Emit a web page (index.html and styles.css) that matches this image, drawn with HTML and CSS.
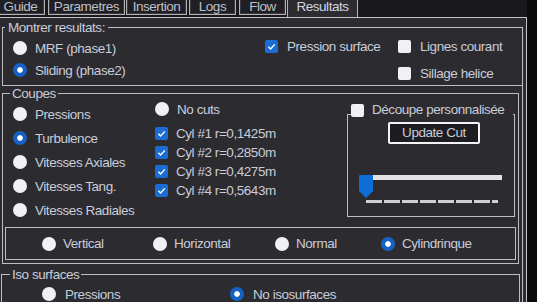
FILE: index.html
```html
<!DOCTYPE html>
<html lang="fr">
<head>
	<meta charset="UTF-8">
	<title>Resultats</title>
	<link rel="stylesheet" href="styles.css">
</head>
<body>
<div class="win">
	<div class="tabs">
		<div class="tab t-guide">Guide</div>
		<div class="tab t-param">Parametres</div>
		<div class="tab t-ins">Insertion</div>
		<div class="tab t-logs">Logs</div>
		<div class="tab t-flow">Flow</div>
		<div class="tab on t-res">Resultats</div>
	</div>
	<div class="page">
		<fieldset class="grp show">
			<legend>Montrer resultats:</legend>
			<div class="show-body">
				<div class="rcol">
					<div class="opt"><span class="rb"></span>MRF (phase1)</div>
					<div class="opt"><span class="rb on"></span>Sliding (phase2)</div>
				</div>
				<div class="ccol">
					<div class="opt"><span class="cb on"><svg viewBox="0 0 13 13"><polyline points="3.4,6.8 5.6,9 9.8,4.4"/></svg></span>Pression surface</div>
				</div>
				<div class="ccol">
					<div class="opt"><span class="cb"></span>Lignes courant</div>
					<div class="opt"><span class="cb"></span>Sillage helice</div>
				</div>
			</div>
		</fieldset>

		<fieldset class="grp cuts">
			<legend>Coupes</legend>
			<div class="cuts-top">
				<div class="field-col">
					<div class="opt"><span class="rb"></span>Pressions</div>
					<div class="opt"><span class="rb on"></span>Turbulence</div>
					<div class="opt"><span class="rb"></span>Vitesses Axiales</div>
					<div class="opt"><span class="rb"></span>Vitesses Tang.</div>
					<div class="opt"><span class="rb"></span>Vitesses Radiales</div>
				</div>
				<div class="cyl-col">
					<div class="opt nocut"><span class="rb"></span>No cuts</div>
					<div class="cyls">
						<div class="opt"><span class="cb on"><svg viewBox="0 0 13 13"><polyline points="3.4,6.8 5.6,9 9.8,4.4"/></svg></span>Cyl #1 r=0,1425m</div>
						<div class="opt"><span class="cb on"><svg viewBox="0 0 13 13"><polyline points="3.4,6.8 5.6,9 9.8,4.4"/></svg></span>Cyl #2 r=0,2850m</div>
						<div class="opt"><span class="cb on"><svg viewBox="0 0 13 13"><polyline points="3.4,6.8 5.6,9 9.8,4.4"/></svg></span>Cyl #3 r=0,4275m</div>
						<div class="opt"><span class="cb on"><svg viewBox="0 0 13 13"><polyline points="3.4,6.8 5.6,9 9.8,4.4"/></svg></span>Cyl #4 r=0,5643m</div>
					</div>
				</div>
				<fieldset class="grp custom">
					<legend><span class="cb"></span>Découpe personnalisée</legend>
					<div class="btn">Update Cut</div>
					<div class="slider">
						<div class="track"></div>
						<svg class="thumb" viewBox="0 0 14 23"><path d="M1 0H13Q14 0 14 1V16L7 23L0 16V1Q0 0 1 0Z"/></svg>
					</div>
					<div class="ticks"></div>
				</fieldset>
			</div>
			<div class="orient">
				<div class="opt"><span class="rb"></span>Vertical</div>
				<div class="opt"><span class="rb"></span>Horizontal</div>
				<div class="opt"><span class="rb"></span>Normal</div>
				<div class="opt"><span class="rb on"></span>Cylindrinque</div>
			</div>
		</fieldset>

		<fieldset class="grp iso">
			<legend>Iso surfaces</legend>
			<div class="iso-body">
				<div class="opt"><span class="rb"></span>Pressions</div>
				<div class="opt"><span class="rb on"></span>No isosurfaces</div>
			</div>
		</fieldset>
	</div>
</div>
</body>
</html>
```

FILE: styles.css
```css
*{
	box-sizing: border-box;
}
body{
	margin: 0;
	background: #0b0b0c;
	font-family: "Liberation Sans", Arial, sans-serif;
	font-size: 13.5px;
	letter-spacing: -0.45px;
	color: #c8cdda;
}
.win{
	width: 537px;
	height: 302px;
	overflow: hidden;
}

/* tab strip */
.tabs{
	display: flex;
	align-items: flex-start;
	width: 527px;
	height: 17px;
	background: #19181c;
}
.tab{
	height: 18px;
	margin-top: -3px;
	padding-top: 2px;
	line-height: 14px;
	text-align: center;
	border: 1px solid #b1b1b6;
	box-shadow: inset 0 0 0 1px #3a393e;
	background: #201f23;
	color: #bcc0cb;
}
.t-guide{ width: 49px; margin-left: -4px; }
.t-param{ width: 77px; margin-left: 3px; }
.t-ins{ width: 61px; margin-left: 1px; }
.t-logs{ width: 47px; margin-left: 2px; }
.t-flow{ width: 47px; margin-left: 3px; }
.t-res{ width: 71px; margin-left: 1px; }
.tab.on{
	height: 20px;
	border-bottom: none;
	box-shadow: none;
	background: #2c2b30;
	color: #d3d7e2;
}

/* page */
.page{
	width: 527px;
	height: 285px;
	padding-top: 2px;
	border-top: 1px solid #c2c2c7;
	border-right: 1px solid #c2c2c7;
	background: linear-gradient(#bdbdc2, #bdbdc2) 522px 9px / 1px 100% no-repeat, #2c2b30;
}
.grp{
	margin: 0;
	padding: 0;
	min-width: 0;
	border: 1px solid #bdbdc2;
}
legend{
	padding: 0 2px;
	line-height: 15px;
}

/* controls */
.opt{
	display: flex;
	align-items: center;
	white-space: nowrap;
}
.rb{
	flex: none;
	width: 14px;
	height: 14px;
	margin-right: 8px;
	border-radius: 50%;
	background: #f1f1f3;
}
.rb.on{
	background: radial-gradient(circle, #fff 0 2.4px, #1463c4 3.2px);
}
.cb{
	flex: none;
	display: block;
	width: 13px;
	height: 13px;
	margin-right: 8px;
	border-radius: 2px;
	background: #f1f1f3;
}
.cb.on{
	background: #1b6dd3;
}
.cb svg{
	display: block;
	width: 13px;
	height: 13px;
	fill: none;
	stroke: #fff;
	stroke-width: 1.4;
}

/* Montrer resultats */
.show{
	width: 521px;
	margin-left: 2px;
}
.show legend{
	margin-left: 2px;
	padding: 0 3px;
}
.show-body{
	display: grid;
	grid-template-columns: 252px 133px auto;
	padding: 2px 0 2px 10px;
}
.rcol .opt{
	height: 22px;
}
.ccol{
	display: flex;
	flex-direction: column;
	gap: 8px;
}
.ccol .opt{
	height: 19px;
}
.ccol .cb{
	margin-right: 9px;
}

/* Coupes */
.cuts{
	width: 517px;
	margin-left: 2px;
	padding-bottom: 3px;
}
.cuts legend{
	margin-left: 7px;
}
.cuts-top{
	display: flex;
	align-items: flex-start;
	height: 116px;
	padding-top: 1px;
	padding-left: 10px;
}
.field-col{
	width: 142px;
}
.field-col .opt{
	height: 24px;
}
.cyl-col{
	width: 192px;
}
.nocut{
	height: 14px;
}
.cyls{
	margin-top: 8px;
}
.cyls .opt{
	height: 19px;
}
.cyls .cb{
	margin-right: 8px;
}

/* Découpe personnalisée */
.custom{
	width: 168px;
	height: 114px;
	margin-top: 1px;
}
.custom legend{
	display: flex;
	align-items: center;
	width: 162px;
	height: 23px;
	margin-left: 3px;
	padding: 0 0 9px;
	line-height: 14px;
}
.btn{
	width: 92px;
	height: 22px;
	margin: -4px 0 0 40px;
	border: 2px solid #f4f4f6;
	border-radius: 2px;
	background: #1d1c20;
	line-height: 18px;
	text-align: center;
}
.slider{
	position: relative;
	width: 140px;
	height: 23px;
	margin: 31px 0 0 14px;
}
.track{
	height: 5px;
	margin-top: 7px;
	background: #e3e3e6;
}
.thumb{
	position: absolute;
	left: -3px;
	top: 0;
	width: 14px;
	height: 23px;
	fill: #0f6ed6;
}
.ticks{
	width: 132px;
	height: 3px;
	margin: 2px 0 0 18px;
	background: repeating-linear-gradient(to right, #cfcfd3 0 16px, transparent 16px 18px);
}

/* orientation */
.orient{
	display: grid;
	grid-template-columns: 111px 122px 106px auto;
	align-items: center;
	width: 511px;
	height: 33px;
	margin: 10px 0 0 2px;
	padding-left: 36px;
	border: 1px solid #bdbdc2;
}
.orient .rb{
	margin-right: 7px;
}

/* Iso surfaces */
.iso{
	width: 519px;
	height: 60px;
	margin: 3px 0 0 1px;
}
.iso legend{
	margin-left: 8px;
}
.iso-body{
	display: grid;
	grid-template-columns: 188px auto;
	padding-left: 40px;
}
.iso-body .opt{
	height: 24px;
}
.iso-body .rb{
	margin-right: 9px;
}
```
● ● ● ● ● ● ●
• [Problem statement] Count every line above that holds the string "styles" and give the total, nothing more.

• [Response below] 3